THE final data on the Novavax coronavirus vaccine has been submitted to the UK regulator for approval.

The Fujifilm Diosynth plant in Billingham, near Stockton, has been earmarked to make the vaccine.

Earlier in the year, it was announced 60 million doses of the vaccine are to be made at Fujifilm in Billingham.

The approval announcement followed a meeting with Novavax’s Head of Government Affairs and Stockton North MP Alex Cunningham yesterday.

Read more: Fears for workers at Fujifilm in Billingham over Novavax vaccine delay

Mr Cunningham said: "After speaking to Novavax representatives yesterday about the need to end the uncertainty around the vaccine it’s great to hear that the company have finally submitted it for approval. I don’t know how long the approvals process will take but hope production will get up and running soon.

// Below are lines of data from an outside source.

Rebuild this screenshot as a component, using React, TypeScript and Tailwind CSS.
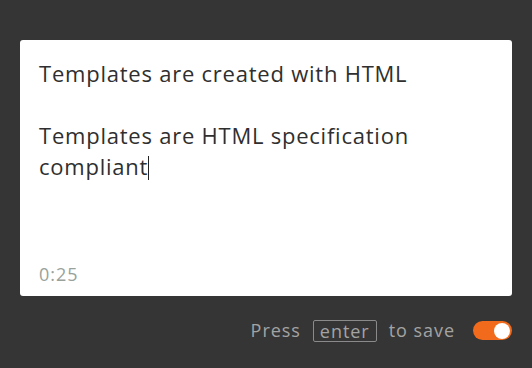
import { useState } from 'react';

const App = () => {
  const [enabled, setEnabled] = useState(true);

  return (
    <div
      className="w-[532px] h-[368px] bg-[#353535] flex flex-col px-5 pt-10 tracking-[0.06em]"
      style={{ fontFamily: '"Open Sans", "Liberation Sans", sans-serif' }}
    >
      <div className="h-[256px] bg-white rounded-[3px] flex flex-col justify-between px-[19px] pt-[18px] pb-[8px]">
        <div className="text-[22px] leading-[31px] tracking-[0.035em] text-[#2f2f2f]">
          <p>Templates are created with HTML</p>
          <p>&nbsp;</p>
          <p>
            Templates are HTML specification compliant
            <span className="inline-block w-px h-[24px] bg-[#222] align-[-5px]"></span>
          </p>
        </div>
        <div className="text-[18px] text-[#98a29a]">0:25</div>
      </div>

      <div className="flex items-center justify-end gap-3 mt-[21px] text-[18px] text-[#a3a3a3]">
        <span>Press</span>
        <span className="border border-[#8a8a8a] rounded-[2px] px-[6px] leading-[20px]">enter</span>
        <span>to save</span>
        <button
          type="button"
          onClick={() => setEnabled(!enabled)}
          className={`ml-[6px] w-[39px] h-[19px] rounded-full flex items-center px-[2px] ${
            enabled ? 'bg-[#f26a1b] justify-end' : 'bg-[#666] justify-start'
          }`}
        >
          <span className="w-[16px] h-[16px] rounded-full bg-white"></span>
        </button>
      </div>
    </div>
  );
};

export default App;
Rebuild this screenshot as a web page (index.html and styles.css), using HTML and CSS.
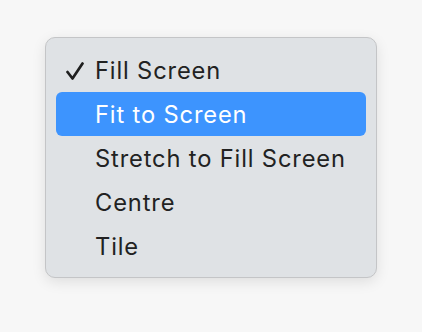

“This announcement is good for Billingham – creating jobs for the area – and also good for our continuing efforts to protect people against coronavirus. We now need it approved, produced and ready to be administered to people as soon as practically possible – and I‘ll continue to monitor Novavax’s progress.”

The firm behind the vaccine said it anticipates a “positive decision” following the completion of its rolling regulatory submission to the Medicines and Healthcare products Regulatory Agency (MHRA).

Tees Valley Mayor Ben Houchen, said: “The news that the Novavax vaccine has been submitted to the UK regulator for approval is a huge step forward.

“Since the start of the coronavirus pandemic Teesside, Darlington and Hartlepool have been at the forefront of the fight against the deadly virus. Our researchers and engineers at CPI have worked with the Vaccine Taskforce, scientists from Absolute Antibodies have worked on virus testing and all 60m doses of the Novavax vaccine will be manufactured right here in Billingham.

"The Novavax vaccine will be another weapon in our armoury against the Coronavirus and I’m proud it will be produced in Fujifilm Diosynth’s world-class manufacturing here and the Teesside.

“As a region Teesside, Darlington and Hartlepool have an enviable reputation the world over as a centre of excellence when it comes to engineering, chemicals and processing, but now our hugely impressive bioscience sector is getting the praise it rightly deserves.”

More than 15,000 people took part in the phase 3 Novavax trial at various hospital sites across the UK.

According to results of a phase three trial in the UK, announced in March, the jab offers 100 per cent protection against severe disease, including all hospital admission and death.

Results released in January by Novavax regarding its South Africa trial showed 60 per cent protection against mild, moderate or severe disease, where most cases were the South African variant.

Today (Wednesday), Novavax said its application for conditional marketing authorisation (CMA) marks the first submission for authorisation of a protein-based coronavirus vaccine in the UK.

Britain has ordered 60 million doses of the vaccine.

Stanley Erck, the company’s president and chief executive, said: “This submission brings Novavax significantly closer to delivering millions of doses of the first protein-based Covid-19 vaccine, built on a proven, well-understood vaccine platform that demonstrated high efficacy against multiple strains of the coronavirus.

“We look forward to MHRA’s review and will be prepared to deliver vaccine doses following what we anticipate will be a positive decision.

“We thank the clinical trial participants and trial sites in the United Kingdom, as well as the UK Vaccines Taskforce, for their support and vital contributions to this programme.”

Earlier this month, it was announced that thousands of people who took part in the trial will be able to have two further doses of another vaccine to enable them to travel abroad.

The fact the jab has not yet been approved means thousands of people have been unable to travel because other countries do not recognise Novavax as a valid Covid vaccine.

After taking advice from the Joint Committee on Vaccination and Immunisation (JCVI), the Department of Health said those in England who took part in the UK-based Novavax trial should be offered two doses of the Pfizer/BioNTech jab, with eight weeks between the doses.

Scotland, Wales and Northern Ireland’s health teams were expected to follow suit.